Damascus that Friday morning was like a city under curfew. There were hardly any cars in the street, the shops were closed and the busy road that ran parallel to mine was so empty it could be crossed at an absent-minded stroll. The rain, which began the day before, had stopped but dark, wandering clouds drifted over the city. Their deep colour and low, predatory movement over Mount Qassioun made the mountain seem bigger and paler than I had seen it before. The hoary, Biblical mountain, with its petticoat of shanties, seemed that morning to have regained some of the grit and thunder of old days.

Even had mentioned he wanted to come with me to Abu Nour so I stopped at his flat on the way. We walked there through a souk that was much emptier than normal. We arrived at the translation room to find it full, and as I had come regularly over the past few weeks, I now recognised many faces. We had come quite late and the sermon had begun. Kuftaro stood alone at the pulpit.
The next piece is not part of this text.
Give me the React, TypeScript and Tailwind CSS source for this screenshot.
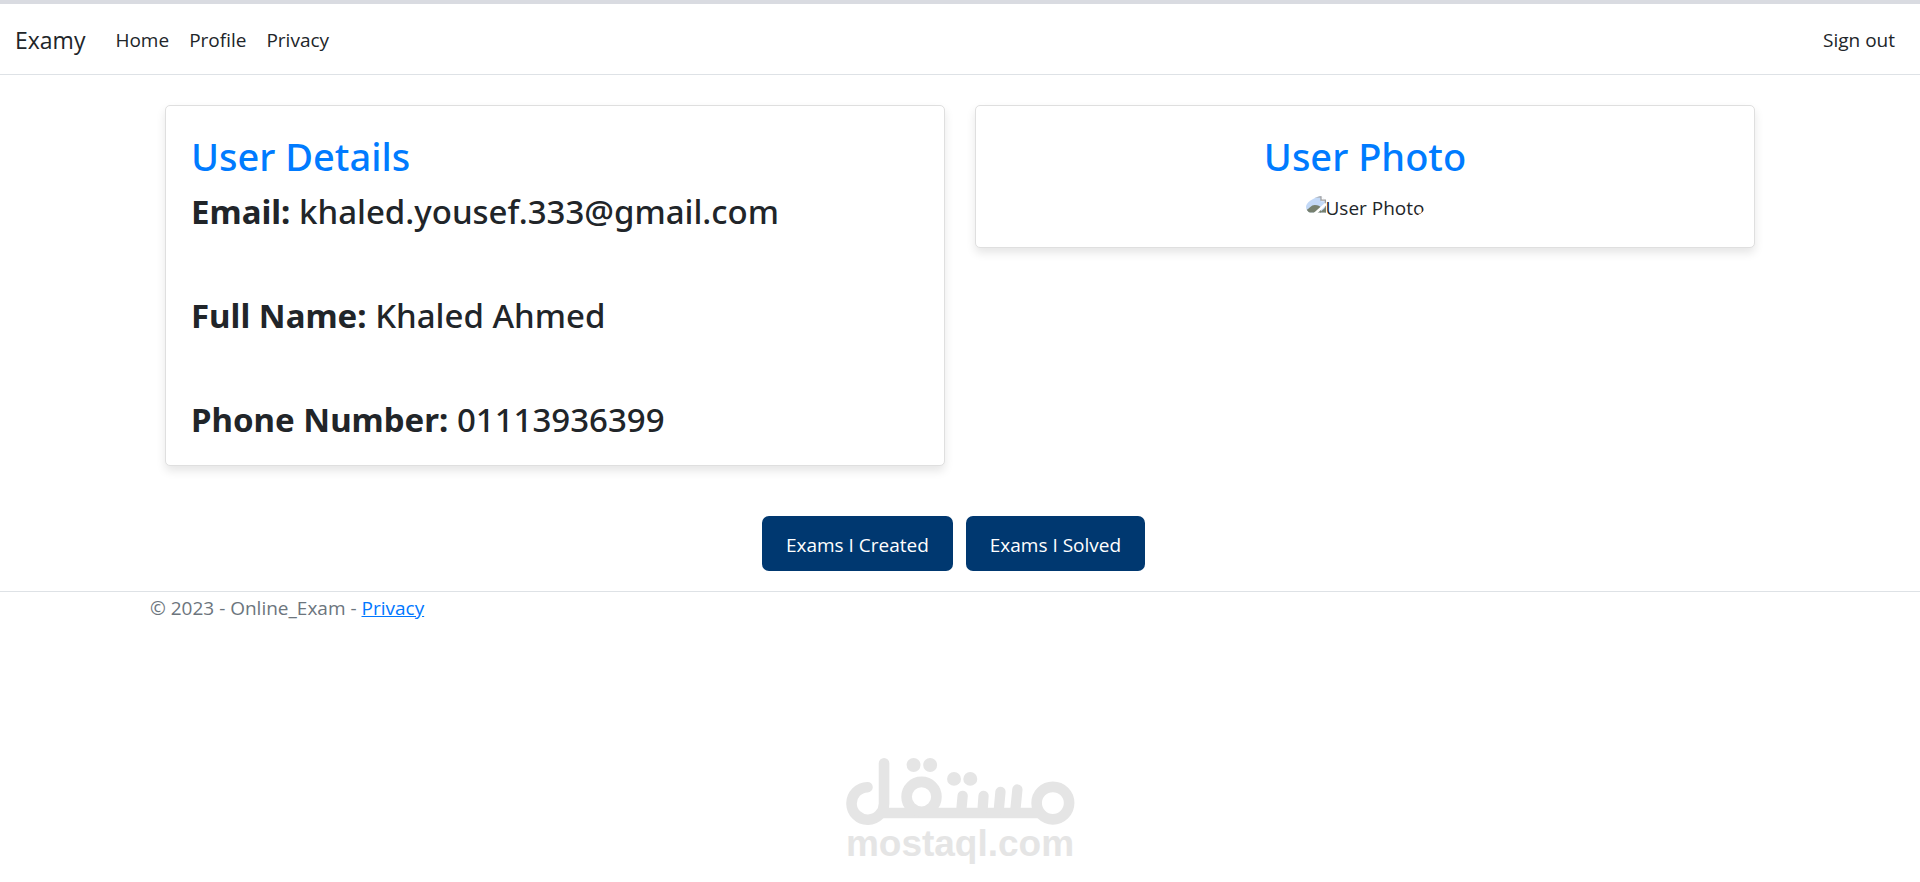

‘Believers, we are living in total darkness,’ I heard, as I put on my headphones. ‘The enemies of Islam have been conspiring against the Islamic nation. They are trying to suppress the values of our nation. With the beginning of this century, the enemies of Islam have occupied Iraq . . . and now we have the blasphemous drawings. It is war against all Muslim people! They want to destroy our nation and our faith with all the weapons they have.’ Even and I glanced nervously at each other. ‘Under the pretext of democracy and freedom, they are spreading such blasphemous drawings! Our Lord demands that we be strong, and our strength comes from our love for our faith and for Prophet Muhammad. We call for good speech, but when our sanctity is oppressed, we are all sacrificing our spirits for your sake, O Prophet. We will sacrifice our souls, spirits and bodies for you, O Prophet!’